"""

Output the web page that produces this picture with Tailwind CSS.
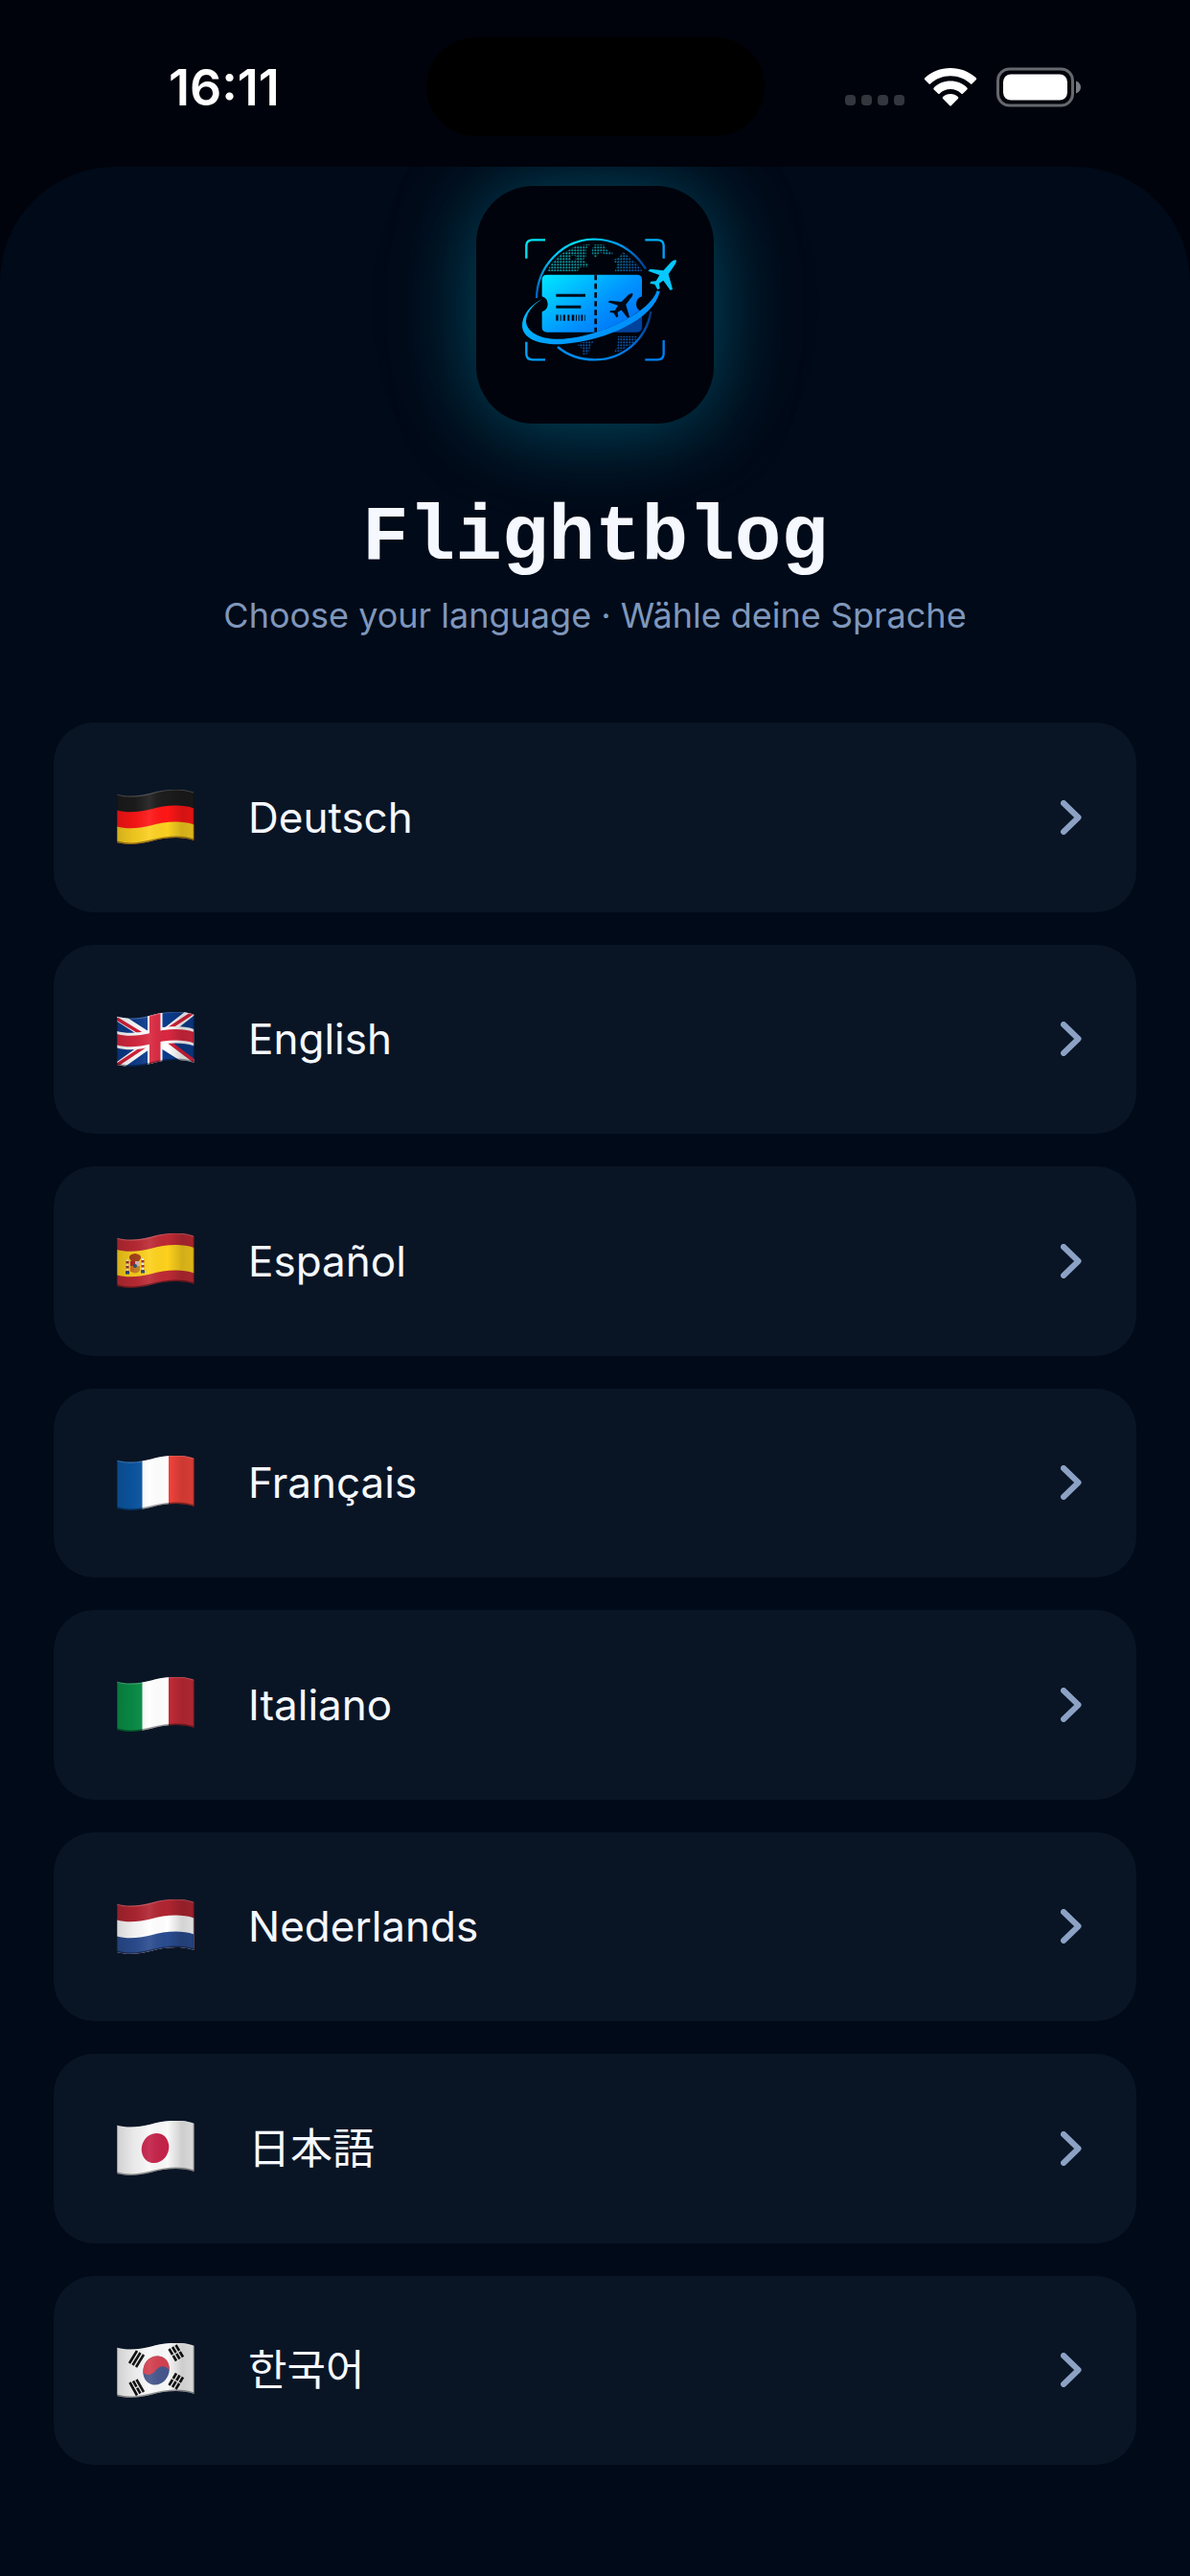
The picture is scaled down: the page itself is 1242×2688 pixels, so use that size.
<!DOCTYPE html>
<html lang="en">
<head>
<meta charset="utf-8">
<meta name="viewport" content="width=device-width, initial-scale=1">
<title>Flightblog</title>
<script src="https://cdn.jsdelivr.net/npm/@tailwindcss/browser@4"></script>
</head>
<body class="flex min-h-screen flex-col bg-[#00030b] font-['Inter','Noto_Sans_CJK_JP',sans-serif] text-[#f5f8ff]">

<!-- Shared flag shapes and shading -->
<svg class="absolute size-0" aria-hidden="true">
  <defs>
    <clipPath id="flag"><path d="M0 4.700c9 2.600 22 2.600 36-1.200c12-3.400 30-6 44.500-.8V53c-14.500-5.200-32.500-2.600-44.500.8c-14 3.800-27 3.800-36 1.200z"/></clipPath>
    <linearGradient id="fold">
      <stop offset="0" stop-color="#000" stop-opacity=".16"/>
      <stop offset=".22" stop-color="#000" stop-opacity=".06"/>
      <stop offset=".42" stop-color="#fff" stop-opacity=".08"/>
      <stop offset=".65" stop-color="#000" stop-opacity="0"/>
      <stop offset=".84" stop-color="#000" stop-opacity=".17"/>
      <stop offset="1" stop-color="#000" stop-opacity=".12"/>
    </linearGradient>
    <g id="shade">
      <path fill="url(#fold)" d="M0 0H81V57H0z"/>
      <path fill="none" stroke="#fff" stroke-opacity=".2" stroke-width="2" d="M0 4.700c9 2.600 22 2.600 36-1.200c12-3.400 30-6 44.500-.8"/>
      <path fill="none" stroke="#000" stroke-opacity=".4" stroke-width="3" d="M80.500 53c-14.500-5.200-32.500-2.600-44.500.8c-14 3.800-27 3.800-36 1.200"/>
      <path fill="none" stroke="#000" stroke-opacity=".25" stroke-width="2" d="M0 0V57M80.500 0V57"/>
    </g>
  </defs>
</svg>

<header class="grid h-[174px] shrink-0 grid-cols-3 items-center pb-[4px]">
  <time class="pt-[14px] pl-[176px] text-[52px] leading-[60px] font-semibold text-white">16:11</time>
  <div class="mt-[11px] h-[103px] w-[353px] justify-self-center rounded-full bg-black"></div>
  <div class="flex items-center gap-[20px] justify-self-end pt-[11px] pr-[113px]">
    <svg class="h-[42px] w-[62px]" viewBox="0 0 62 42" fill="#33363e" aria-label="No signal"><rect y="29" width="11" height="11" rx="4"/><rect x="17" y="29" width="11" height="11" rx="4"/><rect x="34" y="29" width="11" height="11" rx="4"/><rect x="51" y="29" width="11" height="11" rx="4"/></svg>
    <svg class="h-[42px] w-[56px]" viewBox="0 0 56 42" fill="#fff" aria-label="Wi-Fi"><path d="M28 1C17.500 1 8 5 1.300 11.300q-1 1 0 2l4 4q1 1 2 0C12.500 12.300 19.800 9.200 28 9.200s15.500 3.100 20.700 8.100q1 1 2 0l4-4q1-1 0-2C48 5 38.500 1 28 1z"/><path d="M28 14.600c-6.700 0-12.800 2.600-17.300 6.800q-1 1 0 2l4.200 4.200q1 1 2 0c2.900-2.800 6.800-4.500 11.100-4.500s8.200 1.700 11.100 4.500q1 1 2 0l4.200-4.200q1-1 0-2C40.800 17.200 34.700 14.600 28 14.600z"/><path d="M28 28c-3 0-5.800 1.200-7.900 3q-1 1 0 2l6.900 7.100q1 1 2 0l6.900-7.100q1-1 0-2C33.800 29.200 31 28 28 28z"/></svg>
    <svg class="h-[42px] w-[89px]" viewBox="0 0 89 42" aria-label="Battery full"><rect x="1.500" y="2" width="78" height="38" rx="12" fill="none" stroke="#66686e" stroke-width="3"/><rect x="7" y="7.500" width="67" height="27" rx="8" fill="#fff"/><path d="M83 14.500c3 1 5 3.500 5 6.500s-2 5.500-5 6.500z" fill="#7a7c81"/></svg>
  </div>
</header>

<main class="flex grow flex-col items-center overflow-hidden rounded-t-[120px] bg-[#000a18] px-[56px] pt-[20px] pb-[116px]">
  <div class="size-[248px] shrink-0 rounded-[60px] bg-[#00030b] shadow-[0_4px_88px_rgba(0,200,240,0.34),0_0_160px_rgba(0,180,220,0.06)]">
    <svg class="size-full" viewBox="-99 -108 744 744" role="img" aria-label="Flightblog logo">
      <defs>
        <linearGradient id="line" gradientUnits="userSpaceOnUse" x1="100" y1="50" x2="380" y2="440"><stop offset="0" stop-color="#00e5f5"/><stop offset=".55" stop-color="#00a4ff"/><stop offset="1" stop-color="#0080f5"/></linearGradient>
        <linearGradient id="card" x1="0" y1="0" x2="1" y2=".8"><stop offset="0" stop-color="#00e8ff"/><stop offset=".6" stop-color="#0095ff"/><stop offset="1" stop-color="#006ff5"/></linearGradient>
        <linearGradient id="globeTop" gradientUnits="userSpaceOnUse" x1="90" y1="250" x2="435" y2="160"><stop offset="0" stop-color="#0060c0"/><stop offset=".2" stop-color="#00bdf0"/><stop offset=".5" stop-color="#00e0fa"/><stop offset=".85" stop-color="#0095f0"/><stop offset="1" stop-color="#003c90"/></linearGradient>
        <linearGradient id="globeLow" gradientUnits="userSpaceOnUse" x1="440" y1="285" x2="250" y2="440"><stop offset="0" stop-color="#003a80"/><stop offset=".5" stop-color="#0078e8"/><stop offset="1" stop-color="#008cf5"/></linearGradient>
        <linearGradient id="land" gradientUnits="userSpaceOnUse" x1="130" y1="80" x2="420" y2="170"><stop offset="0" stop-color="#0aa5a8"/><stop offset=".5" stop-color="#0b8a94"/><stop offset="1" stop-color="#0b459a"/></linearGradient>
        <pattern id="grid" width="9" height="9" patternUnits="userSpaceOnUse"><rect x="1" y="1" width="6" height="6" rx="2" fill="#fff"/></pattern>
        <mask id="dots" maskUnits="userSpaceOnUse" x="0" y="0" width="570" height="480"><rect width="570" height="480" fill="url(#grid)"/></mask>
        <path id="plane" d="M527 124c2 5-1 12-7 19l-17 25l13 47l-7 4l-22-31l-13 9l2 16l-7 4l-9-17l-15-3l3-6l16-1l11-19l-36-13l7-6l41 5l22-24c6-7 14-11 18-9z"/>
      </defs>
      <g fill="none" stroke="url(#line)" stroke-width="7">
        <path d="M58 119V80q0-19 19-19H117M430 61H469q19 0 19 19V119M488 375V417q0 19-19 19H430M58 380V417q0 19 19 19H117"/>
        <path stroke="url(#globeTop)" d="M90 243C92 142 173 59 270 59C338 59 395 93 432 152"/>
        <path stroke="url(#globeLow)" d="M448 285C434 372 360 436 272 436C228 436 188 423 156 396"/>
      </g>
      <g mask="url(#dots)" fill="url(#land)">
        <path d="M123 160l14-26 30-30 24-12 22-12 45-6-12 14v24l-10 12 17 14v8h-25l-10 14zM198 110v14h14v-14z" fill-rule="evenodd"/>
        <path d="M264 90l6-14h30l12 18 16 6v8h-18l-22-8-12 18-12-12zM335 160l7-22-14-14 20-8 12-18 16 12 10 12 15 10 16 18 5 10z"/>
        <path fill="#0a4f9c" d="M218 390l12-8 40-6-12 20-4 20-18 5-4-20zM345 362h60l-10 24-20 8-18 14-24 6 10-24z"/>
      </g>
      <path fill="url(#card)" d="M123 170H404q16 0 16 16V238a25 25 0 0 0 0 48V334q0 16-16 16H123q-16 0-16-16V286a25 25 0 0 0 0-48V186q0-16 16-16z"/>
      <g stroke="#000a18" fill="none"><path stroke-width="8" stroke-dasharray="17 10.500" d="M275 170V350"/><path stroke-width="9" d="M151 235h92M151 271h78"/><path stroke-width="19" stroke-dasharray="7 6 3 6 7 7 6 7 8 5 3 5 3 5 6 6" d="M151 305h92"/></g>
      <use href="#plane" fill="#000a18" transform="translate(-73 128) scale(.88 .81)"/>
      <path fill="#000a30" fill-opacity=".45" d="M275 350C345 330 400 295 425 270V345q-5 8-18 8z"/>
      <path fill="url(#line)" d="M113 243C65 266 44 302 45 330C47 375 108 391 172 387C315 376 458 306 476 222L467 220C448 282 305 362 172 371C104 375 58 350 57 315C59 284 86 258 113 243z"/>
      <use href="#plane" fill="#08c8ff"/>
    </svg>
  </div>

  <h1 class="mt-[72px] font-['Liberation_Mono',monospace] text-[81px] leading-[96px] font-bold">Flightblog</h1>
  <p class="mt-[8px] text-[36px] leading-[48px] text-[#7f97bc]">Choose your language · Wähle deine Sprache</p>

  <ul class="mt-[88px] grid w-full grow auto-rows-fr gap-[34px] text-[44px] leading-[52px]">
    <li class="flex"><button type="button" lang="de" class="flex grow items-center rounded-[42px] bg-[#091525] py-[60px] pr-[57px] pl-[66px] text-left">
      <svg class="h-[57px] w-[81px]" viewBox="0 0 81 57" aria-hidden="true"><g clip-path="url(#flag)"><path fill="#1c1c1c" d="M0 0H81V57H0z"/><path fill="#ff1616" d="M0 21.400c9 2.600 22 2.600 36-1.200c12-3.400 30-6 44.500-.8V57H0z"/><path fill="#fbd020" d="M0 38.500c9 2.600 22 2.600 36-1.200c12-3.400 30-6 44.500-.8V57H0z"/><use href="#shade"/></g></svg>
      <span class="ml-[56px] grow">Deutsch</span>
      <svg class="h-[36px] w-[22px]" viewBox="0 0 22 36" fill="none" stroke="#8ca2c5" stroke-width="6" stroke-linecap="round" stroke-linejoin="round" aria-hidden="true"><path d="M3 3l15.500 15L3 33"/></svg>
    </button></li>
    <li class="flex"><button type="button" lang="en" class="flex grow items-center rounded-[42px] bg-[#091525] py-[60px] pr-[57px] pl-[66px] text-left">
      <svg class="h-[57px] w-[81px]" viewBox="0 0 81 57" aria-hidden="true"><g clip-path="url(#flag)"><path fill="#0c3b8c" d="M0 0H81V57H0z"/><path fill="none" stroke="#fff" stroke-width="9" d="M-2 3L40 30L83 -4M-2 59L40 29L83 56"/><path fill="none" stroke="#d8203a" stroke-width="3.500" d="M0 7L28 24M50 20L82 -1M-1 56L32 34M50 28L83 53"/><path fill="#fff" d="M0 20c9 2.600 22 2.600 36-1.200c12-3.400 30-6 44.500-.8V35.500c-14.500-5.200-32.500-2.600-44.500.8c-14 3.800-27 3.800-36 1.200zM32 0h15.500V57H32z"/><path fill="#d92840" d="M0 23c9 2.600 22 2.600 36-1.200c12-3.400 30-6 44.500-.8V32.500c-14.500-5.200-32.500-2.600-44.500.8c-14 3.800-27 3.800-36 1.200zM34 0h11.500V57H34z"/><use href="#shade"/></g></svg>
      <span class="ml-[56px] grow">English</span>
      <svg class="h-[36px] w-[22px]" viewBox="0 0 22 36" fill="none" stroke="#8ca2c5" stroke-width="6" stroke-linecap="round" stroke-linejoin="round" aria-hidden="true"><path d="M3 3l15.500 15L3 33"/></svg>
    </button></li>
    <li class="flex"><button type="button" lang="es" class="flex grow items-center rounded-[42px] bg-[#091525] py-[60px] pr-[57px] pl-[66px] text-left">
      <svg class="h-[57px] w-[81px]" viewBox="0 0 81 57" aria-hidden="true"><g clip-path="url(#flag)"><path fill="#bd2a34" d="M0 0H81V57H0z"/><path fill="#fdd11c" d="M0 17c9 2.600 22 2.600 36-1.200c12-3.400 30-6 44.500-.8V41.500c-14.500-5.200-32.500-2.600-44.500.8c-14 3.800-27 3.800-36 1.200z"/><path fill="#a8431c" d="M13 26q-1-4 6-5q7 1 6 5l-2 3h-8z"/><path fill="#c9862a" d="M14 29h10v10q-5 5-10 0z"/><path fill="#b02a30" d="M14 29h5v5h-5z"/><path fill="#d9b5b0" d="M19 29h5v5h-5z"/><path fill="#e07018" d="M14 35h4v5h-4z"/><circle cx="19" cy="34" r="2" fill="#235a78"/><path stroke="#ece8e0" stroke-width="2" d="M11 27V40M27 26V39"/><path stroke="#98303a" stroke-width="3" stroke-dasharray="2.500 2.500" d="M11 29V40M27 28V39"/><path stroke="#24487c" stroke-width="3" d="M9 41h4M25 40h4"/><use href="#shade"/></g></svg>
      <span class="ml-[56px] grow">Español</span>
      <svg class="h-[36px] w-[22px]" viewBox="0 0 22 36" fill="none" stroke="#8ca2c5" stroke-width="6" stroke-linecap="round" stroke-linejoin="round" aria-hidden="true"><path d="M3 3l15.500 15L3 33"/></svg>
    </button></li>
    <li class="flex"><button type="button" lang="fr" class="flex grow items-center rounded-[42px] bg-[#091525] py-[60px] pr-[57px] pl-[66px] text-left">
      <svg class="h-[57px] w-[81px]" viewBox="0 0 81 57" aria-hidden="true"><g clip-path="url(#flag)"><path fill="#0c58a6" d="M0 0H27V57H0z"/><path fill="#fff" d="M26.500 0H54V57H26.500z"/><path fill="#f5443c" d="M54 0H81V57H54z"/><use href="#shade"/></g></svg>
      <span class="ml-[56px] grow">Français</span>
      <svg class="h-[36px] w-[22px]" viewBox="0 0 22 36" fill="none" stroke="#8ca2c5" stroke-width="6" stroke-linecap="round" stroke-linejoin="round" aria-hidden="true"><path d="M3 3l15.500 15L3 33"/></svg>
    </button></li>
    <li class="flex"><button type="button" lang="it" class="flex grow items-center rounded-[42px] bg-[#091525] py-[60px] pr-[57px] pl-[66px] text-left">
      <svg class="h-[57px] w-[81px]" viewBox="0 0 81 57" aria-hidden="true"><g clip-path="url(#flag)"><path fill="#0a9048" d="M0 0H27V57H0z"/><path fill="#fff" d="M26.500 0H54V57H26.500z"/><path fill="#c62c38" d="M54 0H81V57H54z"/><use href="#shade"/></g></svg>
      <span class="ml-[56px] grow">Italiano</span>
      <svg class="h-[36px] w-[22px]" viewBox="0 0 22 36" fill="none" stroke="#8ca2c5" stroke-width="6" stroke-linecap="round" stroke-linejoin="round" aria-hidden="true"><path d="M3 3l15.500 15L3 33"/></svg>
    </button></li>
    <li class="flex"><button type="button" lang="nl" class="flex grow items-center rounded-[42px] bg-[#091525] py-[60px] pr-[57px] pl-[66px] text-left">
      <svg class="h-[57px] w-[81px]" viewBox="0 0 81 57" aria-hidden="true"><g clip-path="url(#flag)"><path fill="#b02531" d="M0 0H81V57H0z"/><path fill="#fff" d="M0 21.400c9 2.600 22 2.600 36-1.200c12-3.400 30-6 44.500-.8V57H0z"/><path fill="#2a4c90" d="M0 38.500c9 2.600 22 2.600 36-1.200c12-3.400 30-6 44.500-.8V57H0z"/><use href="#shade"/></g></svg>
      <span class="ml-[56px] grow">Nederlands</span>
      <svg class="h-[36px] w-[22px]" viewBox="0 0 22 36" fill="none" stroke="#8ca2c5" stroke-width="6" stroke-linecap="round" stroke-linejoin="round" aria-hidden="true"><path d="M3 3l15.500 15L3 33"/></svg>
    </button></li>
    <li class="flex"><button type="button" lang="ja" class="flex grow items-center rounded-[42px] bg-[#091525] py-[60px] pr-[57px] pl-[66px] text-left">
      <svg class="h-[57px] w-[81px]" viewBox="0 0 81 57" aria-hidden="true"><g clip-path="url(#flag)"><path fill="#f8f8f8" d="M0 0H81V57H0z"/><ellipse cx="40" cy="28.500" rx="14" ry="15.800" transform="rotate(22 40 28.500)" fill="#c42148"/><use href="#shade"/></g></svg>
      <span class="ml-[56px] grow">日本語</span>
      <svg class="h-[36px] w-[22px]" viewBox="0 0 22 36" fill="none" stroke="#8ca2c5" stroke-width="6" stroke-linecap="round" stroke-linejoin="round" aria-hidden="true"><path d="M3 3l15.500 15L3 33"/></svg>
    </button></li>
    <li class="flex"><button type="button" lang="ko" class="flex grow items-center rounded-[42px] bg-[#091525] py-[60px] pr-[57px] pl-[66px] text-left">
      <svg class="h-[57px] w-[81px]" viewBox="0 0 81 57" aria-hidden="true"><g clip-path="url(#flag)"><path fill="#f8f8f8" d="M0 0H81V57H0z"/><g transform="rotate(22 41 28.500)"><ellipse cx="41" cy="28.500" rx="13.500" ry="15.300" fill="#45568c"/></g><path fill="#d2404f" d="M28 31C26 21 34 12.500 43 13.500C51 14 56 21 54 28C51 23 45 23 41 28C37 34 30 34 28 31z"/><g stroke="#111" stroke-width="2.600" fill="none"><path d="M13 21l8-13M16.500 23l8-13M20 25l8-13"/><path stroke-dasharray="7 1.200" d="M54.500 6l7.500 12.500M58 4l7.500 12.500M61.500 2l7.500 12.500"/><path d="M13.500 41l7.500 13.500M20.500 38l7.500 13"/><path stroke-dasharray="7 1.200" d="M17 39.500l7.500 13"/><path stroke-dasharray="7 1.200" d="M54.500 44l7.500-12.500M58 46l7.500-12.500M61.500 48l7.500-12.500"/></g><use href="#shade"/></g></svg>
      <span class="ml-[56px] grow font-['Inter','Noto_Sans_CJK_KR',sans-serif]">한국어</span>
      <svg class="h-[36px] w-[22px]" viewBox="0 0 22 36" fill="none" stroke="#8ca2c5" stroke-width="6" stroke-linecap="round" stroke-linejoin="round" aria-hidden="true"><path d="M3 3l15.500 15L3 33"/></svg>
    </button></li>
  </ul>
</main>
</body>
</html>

"""

Work required:
Write the lines again exactly, beginning at the line that has "The picture is" and stopping after the line that has "min-h-screen flex-col bg-[#00030b]"; include no other lines.

Written response:
The picture is scaled down: the page itself is 1242×2688 pixels, so use that size.
<!DOCTYPE html>
<html lang="en">
<head>
<meta charset="utf-8">
<meta name="viewport" content="width=device-width, initial-scale=1">
<title>Flightblog</title>
<script src="https://cdn.jsdelivr.net/npm/@tailwindcss/browser@4"></script>
</head>
<body class="flex min-h-screen flex-col bg-[#00030b] font-['Inter','Noto_Sans_CJK_JP',sans-serif] text-[#f5f8ff]">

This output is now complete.